The Gwinnett Choral Guild's history is taking a new turn, one that will lead to the very prestigious performing space at Spivey Hall on Feb. 21. This concert will be the first performance the group has given in the Clayton County theater, a performing space that has offered Atlanta audiences the highest quality classical and jazz music since 1991.

The 50-plus voices of the Gwinnett Choral Guild will be on the Spivey Hall stage at 4 p.m. Feb. 21 to offer a concert titled "From Darkness into Light." Tickets are $15 for adults, and patrons can call the Spivey Hall Box office at 678-466-4200 to obtain these and to ask for discounts on senior, student and group tickets. Tickets can also be purchased online at www.spiveyhall.org.
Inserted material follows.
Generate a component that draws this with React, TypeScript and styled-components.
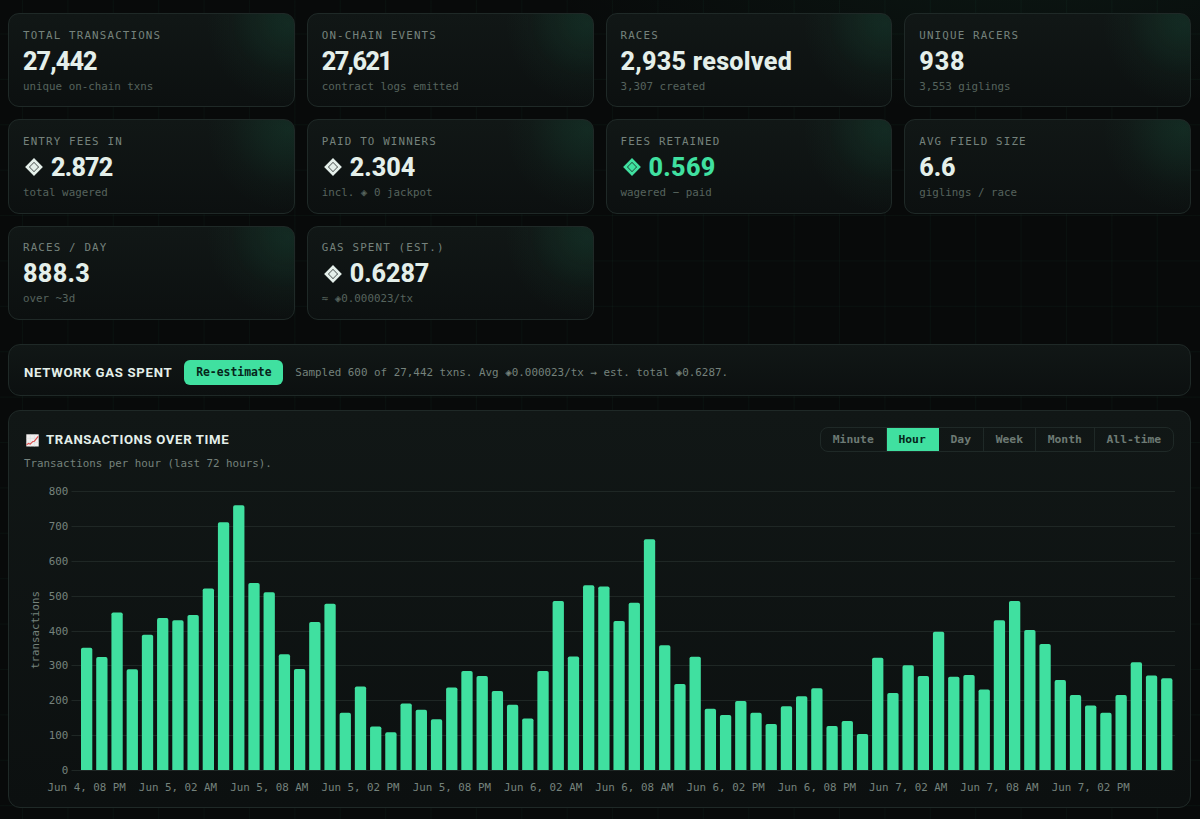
import React from "react";
import styled, { createGlobalStyle } from "styled-components";

const MONO = '"DejaVu Sans Mono", "Liberation Mono", monospace';
const DISPLAY = 'Roboto, "Liberation Sans", sans-serif';

const GlobalStyle = createGlobalStyle`
  * { box-sizing: border-box; }
  html { background: #080a0a; }
  body {
    margin: 0;
    min-height: 819px;
    font-family: ${MONO};
    color: #e4efea;
    overflow: hidden;
    background:
      linear-gradient(90deg, rgba(62, 224, 160, 0.035) 1px, transparent 1px) 22px 0 / 45.4px 45.4px,
      linear-gradient(rgba(62, 224, 160, 0.035) 1px, transparent 1px) 0 33.5px / 45.4px 45.4px,
      radial-gradient(700px 220px at 85% -40px, rgba(62, 224, 160, 0.06), transparent 70%),
      #080a0a;
  }
`;

const Page = styled.main`
  display: flex;
  flex-direction: column;
  height: 819px;
  padding: 13px 9px 11px 8px;
`;

const StatGrid = styled.section`
  display: grid;
  grid-template-columns: repeat(4, 1fr);
  grid-auto-rows: 94.4px;
  gap: 12px;
  margin-bottom: 24px;
`;

const StatCard = styled.article`
  display: flex;
  flex-direction: column;
  padding: 14.6px 14px 11px;
  border: 1px solid #1f2927;
  border-radius: 11px;
  background:
    radial-gradient(circle 82px at calc(100% - 6px) 10px, rgba(40, 190, 130, 0.12), rgba(40, 190, 130, 0.085) 30%, rgba(40, 190, 130, 0.025) 70%, transparent 100%),
    linear-gradient(#111716, #0c1010);
`;

const StatLabel = styled.span`
  height: 14px;
  font-size: 10.85px;
  line-height: 14px;
  letter-spacing: 1.15px;
  color: #75827c;
  white-space: pre;
`;

const StatValue = styled.strong<{ $accent?: boolean; $track?: number }>`
  display: flex;
  align-items: center;
  height: 30px;
  margin: 4px 0 3px;
  font-family: ${DISPLAY};
  font-size: 25.2px;
  font-weight: 800;
  line-height: 30px;
  letter-spacing: ${(p) => p.$track ?? -0.6}px;
  color: ${(p) => (p.$accent ? "#40e0a0" : "#e4efea")};
  white-space: pre;
`;

const Gem = styled.svg`
  flex: none;
  width: 18px;
  height: 18px;
  margin: 0 8px 1px 2px;
`;

const StatNote = styled.span`
  height: 14px;
  font-size: 10.83px;
  line-height: 14px;
  color: #56635d;
  white-space: pre;
`;

const Panel = styled.section`
  border: 1px solid #1f2927;
  border-radius: 12px;
  background: linear-gradient(#111716, #0c1010);
`;

const GasPanel = styled(Panel)`
  display: flex;
  align-items: center;
  gap: 12px;
  height: 52px;
  padding: 5.4px 15px 0;
  margin-bottom: 14px;
`;

const Title = styled.h2<{ $track: number }>`
  margin: 0;
  font-family: ${DISPLAY};
  font-size: 13.2px;
  font-weight: 700;
  line-height: 18px;
  letter-spacing: ${(p) => p.$track}px;
  color: #e4efea;
  white-space: nowrap;
`;

const PrimaryButton = styled.button`
  width: 99px;
  height: 25px;
  padding: 0;
  border: 0;
  border-radius: 6px;
  background: #40e0a0;
  color: #06251a;
  font: 700 11.4px/25px ${MONO};
`;

const GasNote = styled.span`
  font-size: 10.9px;
  color: #75827c;
  white-space: nowrap;
`;

const ChartPanel = styled(Panel)`
  height: 398px;
  padding: 16px 16px 0 15px;
`;

const ChartHeader = styled.header`
  display: flex;
  align-items: flex-start;
  justify-content: space-between;
  height: 26px;
`;

const ChartTitle = styled.div`
  display: flex;
  align-items: center;
  gap: 7px;
  height: 26px;
  padding-left: 2px;
`;

const Segments = styled.div`
  display: flex;
  height: 25px;
  border: 1px solid #1f2927;
  border-radius: 8px;
  overflow: hidden;
`;

const Segment = styled.button<{ $active?: boolean }>`
  padding: 0 11.85px;
  border: 0;
  border-right: 1px solid ${(p) => (p.$active ? "#40e0a0" : "#1f2927")};
  background: ${(p) => (p.$active ? "#40e0a0" : "transparent")};
  color: ${(p) => (p.$active ? "#06251a" : "#6d7a74")};
  font: 700 11.35px/23px ${MONO};
  &:last-child { border-right: 0; }
`;

const ChartNote = styled.p`
  height: 14px;
  margin: 4px 0 0;
  font-size: 10.83px;
  line-height: 14px;
  color: #75827c;
`;

const Chart = styled.svg`
  display: block;
  margin-top: 9px;
  overflow: visible;
  font-family: ${MONO};
  font-size: 10.83px;
`;

type Stat = { label: string; value: string; note: string; gem?: boolean; accent?: boolean; track?: number };

const STATS: Stat[] = [
  { label: "TOTAL TRANSACTIONS", value: "27,442", note: "unique on-chain txns", track: -0.9 },
  { label: "ON-CHAIN EVENTS", value: "27,621", note: "contract logs emitted", track: -1.6 },
  { label: "RACES", value: "2,935 resolved", note: "3,307 created", track: 0.25 },
  { label: "UNIQUE RACERS", value: "938", note: "3,553 giglings", track: 0.9 },
  { label: "ENTRY FEES IN", value: "2.872", note: "total wagered", gem: true, track: -0.8 },
  { label: "PAID TO WINNERS", value: "2.304", note: "incl. ◈ 0 jackpot", gem: true, track: 0 },
  { label: "FEES RETAINED", value: "0.569", note: "wagered − paid", gem: true, accent: true, track: 0.3 },
  { label: "AVG FIELD SIZE", value: "6.6", note: "giglings / race", track: -0.1 },
  { label: "RACES / DAY", value: "888.3", note: "over ~3d", track: 0.3 },
  { label: "GAS SPENT (EST.)", value: "0.6287", note: "≈ ◈0.000023/tx", gem: true, track: -0.1 },
];

const RANGES = ["Minute", "Hour", "Day", "Week", "Month", "All-time"];

const COUNTS = [
  351, 324, 452, 289, 388, 436, 430, 445, 521, 711, 760, 537, 510, 332, 290, 425, 477, 164, 240, 125, 108,
  191, 173, 146, 237, 284, 270, 227, 187, 148, 284, 485, 326, 530, 527, 428, 480, 662, 358, 247, 325, 176,
  158, 198, 164, 132, 183, 212, 235, 126, 141, 103, 322, 221, 301, 270, 397, 268, 273, 231, 430, 485, 402,
  362, 258, 215, 185, 164, 215, 309, 271, 263,
];

const TICKS = [0, 100, 200, 300, 400, 500, 600, 700, 800];
const DATES = [
  "Jun 4, 08 PM", "Jun 5, 02 AM", "Jun 5, 08 AM", "Jun 5, 02 PM", "Jun 5, 08 PM", "Jun 6, 02 AM",
  "Jun 6, 08 AM", "Jun 6, 02 PM", "Jun 6, 08 PM", "Jun 7, 02 AM", "Jun 7, 08 AM", "Jun 7, 02 PM",
];

const BASE = 290;
const UNIT = 0.3484;
const STEP = 15.213;
const LEFT = 57;
const BAR = 11.3;

const barPath = (x: number, h: number) => {
  const top = BASE - h;
  const r = 1.8;
  return `M${x} ${BASE}V${top + r}Q${x} ${top} ${x + r} ${top}H${x + BAR - r}Q${x + BAR} ${top} ${x + BAR} ${top + r}V${BASE}Z`;
};

const GemIcon = () => (
  <Gem viewBox="0 0 18 18" fill="none" stroke="currentColor">
    <path d="M9 2.1L15.9 9L9 15.9L2.1 9Z" strokeWidth="2.8" />
    <path d="M9 4.8L13.2 9L9 13.2L4.8 9Z" fill="currentColor" stroke="none" />
  </Gem>
);

const TrendIcon = () => (
  <svg width="13" height="13" viewBox="0 0 13 13">
    <rect x="0.3" y="0.3" width="12.4" height="12.2" fill="#f1eeee" />
    <path d="M4.3 0.5V12.5M8.4 0.5V12.5M0.5 4.3H12.5M0.5 8.4H12.5" stroke="#d5dcdf" strokeWidth="0.5" />
    <path d="M0.6 10.8L2.6 9.4L4.2 10.2L6.9 7.4L8.4 7.2L12.2 2.4" fill="none" stroke="#dc4a4a" strokeWidth="1.1" />
  </svg>
);

const BarChart = () => (
  <Chart width="1152" height="315">
    {TICKS.map((t) => {
      const y = Math.round(BASE - t * UNIT) + 0.5;
      return (
        <g key={t}>
          <line x1="47.5" x2="1151" y1={y} y2={y} stroke="#1f2725" />
          <text x="44.3" y={y + 3.2} textAnchor="end" fill="#75827c">{t}</text>
        </g>
      );
    })}
    <text transform="translate(14.5 150) rotate(-90)" textAnchor="middle" fill="#75827c">transactions</text>
    {COUNTS.map((c, i) => (
      <path key={i} d={barPath(LEFT + i * STEP, c * UNIT)} fill="#40e0a0" />
    ))}
    {DATES.map((d, i) => (
      <text key={d} x={62.7 + i * STEP * 6} y="311" textAnchor="middle" fill="#75827c">{d}</text>
    ))}
  </Chart>
);

export default function App() {
  return (
    <>
      <GlobalStyle />
      <Page>
        <StatGrid>
          {STATS.map((s) => (
            <StatCard key={s.label}>
              <StatLabel>{s.label}</StatLabel>
              <StatValue $accent={s.accent} $track={s.track}>
                {s.gem && <GemIcon />}
                {s.value}
              </StatValue>
              <StatNote>{s.note}</StatNote>
            </StatCard>
          ))}
        </StatGrid>
        <GasPanel>
          <Title $track={0.7}>NETWORK GAS SPENT</Title>
          <PrimaryButton>Re-estimate</PrimaryButton>
          <GasNote>Sampled 600 of 27,442 txns. Avg ◈0.000023/tx → est. total ◈0.6287.</GasNote>
        </GasPanel>
        <ChartPanel>
          <ChartHeader>
            <ChartTitle>
              <TrendIcon />
              <Title $track={0.64}>TRANSACTIONS OVER TIME</Title>
            </ChartTitle>
            <Segments>
              {RANGES.map((r) => (
                <Segment key={r} $active={r === "Hour"}>{r}</Segment>
              ))}
            </Segments>
          </ChartHeader>
          <ChartNote>Transactions per hour (last 72 hours).</ChartNote>
          <BarChart />
        </ChartPanel>
      </Page>
    </>
  );
}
One of the major factors in the Gwinnett Choral Guild's increased artistic excellence is their Artistic Director, G. Philip Shoultz III. Now in his 10th year with the GCG, he is very excited about the Spivey Hall event.
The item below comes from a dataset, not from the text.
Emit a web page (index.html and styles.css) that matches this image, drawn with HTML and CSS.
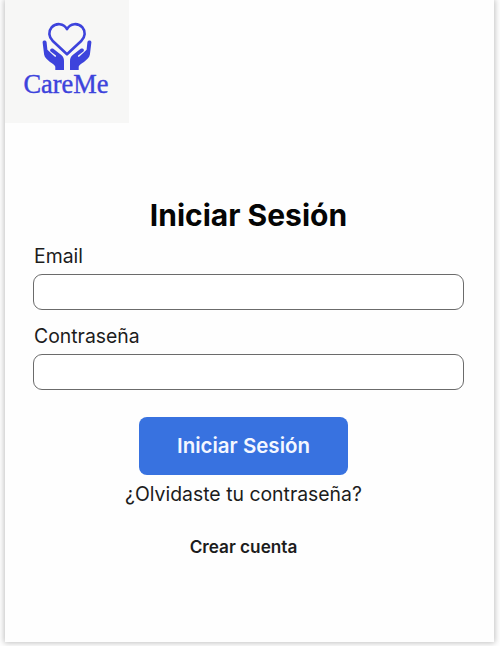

"It's truly hard to express in words how much this opportunity means to me," Shoultz said. "This year alone the King's Singers, soprano Christine Brewer and violinist Joshua Bell are performing at Spivey. To have the opportunity to sing on the same stage as musicians of that caliber is priceless.

"Spivey Hall is also noted around the world for its acoustics," Shoultz added. "It is considered to be one of the finest small (only seats 400) concert halls in the world. And now we, the Gwinnett Choral Guild, have a chance to represent all of Gwinnett County in performance there."

The concert itself will feature the music of American composers.

"The concert features music of American composers Samuel Barber, William Dawson, David Dickau, Moses Hogan, Morten Lauridsen and Z. Randall Stroope to name a few," Shoultz said. "The concert is a musical and poetic journey of night and day juxtaposed with spirituals and other freedom songs commemorating Black History month and the progression of the Civil Rights movement."

The Gwinnett Choral Guild has grown both artistically and by numbers under Shoultz's watch. A few years ago, the chorus made a "paradigm shift," as Shoultz calls it, from being an auditioned choir to being a choir that is truly a community choir. Though members still apply by coming to three rehearsals, all voices are welcomed.

"I must admit, it's a really energizing environment to see someone with a music degree sitting next to someone who loves to sing, but doesn't feel comfortable with his or her voice," Shoultz said. "The affirmation of everyone's giftedness really shines in our diverse environment, and the mentoring process that happens between members is what helps our group to continue its musical growth."

The Gwinnett Choral Guild has been to the Spoleto Festival and also performed with the Atlanta Sacred Chorale last year. They are working on a strategic plan to plot the future of the group, and Shoultz has many ideas about community arts organizations working together for the common good.

"The Choral Guild is in the process of making the leap into the 21st century in all phases of the organization, so we will be unveiling the 'new' look soon," he said. "We have already begun the branding process, with a new logo and new promotional materials."